> **Work to do**
Return each line of the material verbatim.

> **Available data**
-=-=-

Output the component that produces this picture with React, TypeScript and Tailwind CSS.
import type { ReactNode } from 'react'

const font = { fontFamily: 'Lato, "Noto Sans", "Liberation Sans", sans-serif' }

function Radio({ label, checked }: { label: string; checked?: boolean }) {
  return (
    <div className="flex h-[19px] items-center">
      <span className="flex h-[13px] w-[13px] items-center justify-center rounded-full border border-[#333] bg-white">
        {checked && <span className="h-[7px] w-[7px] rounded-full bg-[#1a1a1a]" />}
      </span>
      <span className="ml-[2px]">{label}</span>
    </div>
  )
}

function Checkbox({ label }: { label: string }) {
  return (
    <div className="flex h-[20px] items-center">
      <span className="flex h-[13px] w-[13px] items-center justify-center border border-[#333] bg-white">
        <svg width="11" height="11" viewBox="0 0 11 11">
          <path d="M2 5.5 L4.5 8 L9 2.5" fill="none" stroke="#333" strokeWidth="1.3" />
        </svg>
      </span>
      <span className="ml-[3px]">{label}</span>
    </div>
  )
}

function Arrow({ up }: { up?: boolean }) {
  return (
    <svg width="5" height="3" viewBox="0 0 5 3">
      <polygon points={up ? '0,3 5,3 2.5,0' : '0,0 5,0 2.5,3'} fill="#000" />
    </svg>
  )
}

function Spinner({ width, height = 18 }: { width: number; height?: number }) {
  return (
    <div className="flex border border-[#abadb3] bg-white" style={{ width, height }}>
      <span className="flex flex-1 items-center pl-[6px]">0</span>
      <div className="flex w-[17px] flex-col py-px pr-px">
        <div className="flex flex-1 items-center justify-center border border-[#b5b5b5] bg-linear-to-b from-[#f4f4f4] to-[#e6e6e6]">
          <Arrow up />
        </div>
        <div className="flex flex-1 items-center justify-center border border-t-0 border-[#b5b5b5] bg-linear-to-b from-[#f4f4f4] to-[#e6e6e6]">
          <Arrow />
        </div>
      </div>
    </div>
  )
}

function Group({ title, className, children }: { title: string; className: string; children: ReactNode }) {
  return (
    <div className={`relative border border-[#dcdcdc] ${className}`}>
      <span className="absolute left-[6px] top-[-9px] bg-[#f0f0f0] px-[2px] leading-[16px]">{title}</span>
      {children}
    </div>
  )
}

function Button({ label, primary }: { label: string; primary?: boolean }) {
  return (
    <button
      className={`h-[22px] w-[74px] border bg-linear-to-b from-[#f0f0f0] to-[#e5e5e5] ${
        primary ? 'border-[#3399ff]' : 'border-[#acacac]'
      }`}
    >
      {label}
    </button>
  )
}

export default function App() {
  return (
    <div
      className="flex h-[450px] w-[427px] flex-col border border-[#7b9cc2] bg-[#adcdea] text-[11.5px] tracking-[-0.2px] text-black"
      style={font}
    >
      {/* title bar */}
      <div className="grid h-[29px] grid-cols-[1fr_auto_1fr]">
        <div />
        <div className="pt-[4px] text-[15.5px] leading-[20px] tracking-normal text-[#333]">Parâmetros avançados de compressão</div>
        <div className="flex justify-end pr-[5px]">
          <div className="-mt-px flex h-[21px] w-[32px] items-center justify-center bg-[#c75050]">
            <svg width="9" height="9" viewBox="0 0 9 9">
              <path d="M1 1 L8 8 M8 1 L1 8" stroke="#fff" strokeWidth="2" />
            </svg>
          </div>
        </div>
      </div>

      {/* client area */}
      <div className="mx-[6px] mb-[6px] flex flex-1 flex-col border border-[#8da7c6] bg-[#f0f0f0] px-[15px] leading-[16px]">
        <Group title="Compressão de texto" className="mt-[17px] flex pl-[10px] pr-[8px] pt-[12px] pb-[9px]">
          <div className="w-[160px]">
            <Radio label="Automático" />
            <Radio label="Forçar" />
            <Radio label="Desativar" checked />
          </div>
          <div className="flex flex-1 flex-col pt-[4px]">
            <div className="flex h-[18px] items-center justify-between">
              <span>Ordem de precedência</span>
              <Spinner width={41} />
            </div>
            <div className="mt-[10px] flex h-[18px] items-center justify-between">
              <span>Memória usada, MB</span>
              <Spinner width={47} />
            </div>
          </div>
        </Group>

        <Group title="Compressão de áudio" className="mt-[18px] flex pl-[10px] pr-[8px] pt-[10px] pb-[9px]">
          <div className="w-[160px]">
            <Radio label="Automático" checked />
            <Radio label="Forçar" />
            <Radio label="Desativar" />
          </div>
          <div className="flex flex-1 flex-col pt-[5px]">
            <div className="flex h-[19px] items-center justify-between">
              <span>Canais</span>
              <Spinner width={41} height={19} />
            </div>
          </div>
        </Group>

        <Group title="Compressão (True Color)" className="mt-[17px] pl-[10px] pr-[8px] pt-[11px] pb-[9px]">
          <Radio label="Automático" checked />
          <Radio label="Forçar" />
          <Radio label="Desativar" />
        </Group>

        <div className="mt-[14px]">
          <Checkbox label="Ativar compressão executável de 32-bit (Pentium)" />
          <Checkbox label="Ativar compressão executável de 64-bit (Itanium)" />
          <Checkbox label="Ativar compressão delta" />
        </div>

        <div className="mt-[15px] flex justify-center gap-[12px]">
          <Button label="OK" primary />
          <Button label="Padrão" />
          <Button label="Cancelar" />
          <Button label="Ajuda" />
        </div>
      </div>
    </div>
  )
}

-=-=-

> **Correct result**
Output the component that produces this picture with React, TypeScript and Tailwind CSS.
import type { ReactNode } from 'react'

const font = { fontFamily: 'Lato, "Noto Sans", "Liberation Sans", sans-serif' }

function Radio({ label, checked }: { label: string; checked?: boolean }) {
  return (
    <div className="flex h-[19px] items-center">
      <span className="flex h-[13px] w-[13px] items-center justify-center rounded-full border border-[#333] bg-white">
        {checked && <span className="h-[7px] w-[7px] rounded-full bg-[#1a1a1a]" />}
      </span>
      <span className="ml-[2px]">{label}</span>
    </div>
  )
}

function Checkbox({ label }: { label: string }) {
  return (
    <div className="flex h-[20px] items-center">
      <span className="flex h-[13px] w-[13px] items-center justify-center border border-[#333] bg-white">
        <svg width="11" height="11" viewBox="0 0 11 11">
          <path d="M2 5.5 L4.5 8 L9 2.5" fill="none" stroke="#333" strokeWidth="1.3" />
        </svg>
      </span>
      <span className="ml-[3px]">{label}</span>
    </div>
  )
}

function Arrow({ up }: { up?: boolean }) {
  return (
    <svg width="5" height="3" viewBox="0 0 5 3">
      <polygon points={up ? '0,3 5,3 2.5,0' : '0,0 5,0 2.5,3'} fill="#000" />
    </svg>
  )
}

function Spinner({ width, height = 18 }: { width: number; height?: number }) {
  return (
    <div className="flex border border-[#abadb3] bg-white" style={{ width, height }}>
      <span className="flex flex-1 items-center pl-[6px]">0</span>
      <div className="flex w-[17px] flex-col py-px pr-px">
        <div className="flex flex-1 items-center justify-center border border-[#b5b5b5] bg-linear-to-b from-[#f4f4f4] to-[#e6e6e6]">
          <Arrow up />
        </div>
        <div className="flex flex-1 items-center justify-center border border-t-0 border-[#b5b5b5] bg-linear-to-b from-[#f4f4f4] to-[#e6e6e6]">
          <Arrow />
        </div>
      </div>
    </div>
  )
}

function Group({ title, className, children }: { title: string; className: string; children: ReactNode }) {
  return (
    <div className={`relative border border-[#dcdcdc] ${className}`}>
      <span className="absolute left-[6px] top-[-9px] bg-[#f0f0f0] px-[2px] leading-[16px]">{title}</span>
      {children}
    </div>
  )
}

function Button({ label, primary }: { label: string; primary?: boolean }) {
  return (
    <button
      className={`h-[22px] w-[74px] border bg-linear-to-b from-[#f0f0f0] to-[#e5e5e5] ${
        primary ? 'border-[#3399ff]' : 'border-[#acacac]'
      }`}
    >
      {label}
    </button>
  )
}

export default function App() {
  return (
    <div
      className="flex h-[450px] w-[427px] flex-col border border-[#7b9cc2] bg-[#adcdea] text-[11.5px] tracking-[-0.2px] text-black"
      style={font}
    >
      {/* title bar */}
      <div className="grid h-[29px] grid-cols-[1fr_auto_1fr]">
        <div />
        <div className="pt-[4px] text-[15.5px] leading-[20px] tracking-normal text-[#333]">Parâmetros avançados de compressão</div>
        <div className="flex justify-end pr-[5px]">
          <div className="-mt-px flex h-[21px] w-[32px] items-center justify-center bg-[#c75050]">
            <svg width="9" height="9" viewBox="0 0 9 9">
              <path d="M1 1 L8 8 M8 1 L1 8" stroke="#fff" strokeWidth="2" />
            </svg>
          </div>
        </div>
      </div>

      {/* client area */}
      <div className="mx-[6px] mb-[6px] flex flex-1 flex-col border border-[#8da7c6] bg-[#f0f0f0] px-[15px] leading-[16px]">
        <Group title="Compressão de texto" className="mt-[17px] flex pl-[10px] pr-[8px] pt-[12px] pb-[9px]">
          <div className="w-[160px]">
            <Radio label="Automático" />
            <Radio label="Forçar" />
            <Radio label="Desativar" checked />
          </div>
          <div className="flex flex-1 flex-col pt-[4px]">
            <div className="flex h-[18px] items-center justify-between">
              <span>Ordem de precedência</span>
              <Spinner width={41} />
            </div>
            <div className="mt-[10px] flex h-[18px] items-center justify-between">
              <span>Memória usada, MB</span>
              <Spinner width={47} />
            </div>
          </div>
        </Group>

        <Group title="Compressão de áudio" className="mt-[18px] flex pl-[10px] pr-[8px] pt-[10px] pb-[9px]">
          <div className="w-[160px]">
            <Radio label="Automático" checked />
            <Radio label="Forçar" />
            <Radio label="Desativar" />
          </div>
          <div className="flex flex-1 flex-col pt-[5px]">
            <div className="flex h-[19px] items-center justify-between">
              <span>Canais</span>
              <Spinner width={41} height={19} />
            </div>
          </div>
        </Group>

        <Group title="Compressão (True Color)" className="mt-[17px] pl-[10px] pr-[8px] pt-[11px] pb-[9px]">
          <Radio label="Automático" checked />
          <Radio label="Forçar" />
          <Radio label="Desativar" />
        </Group>

        <div className="mt-[14px]">
          <Checkbox label="Ativar compressão executável de 32-bit (Pentium)" />
          <Checkbox label="Ativar compressão executável de 64-bit (Itanium)" />
          <Checkbox label="Ativar compressão delta" />
        </div>

        <div className="mt-[15px] flex justify-center gap-[12px]">
          <Button label="OK" primary />
          <Button label="Padrão" />
          <Button label="Cancelar" />
          <Button label="Ajuda" />
        </div>
      </div>
    </div>
  )
}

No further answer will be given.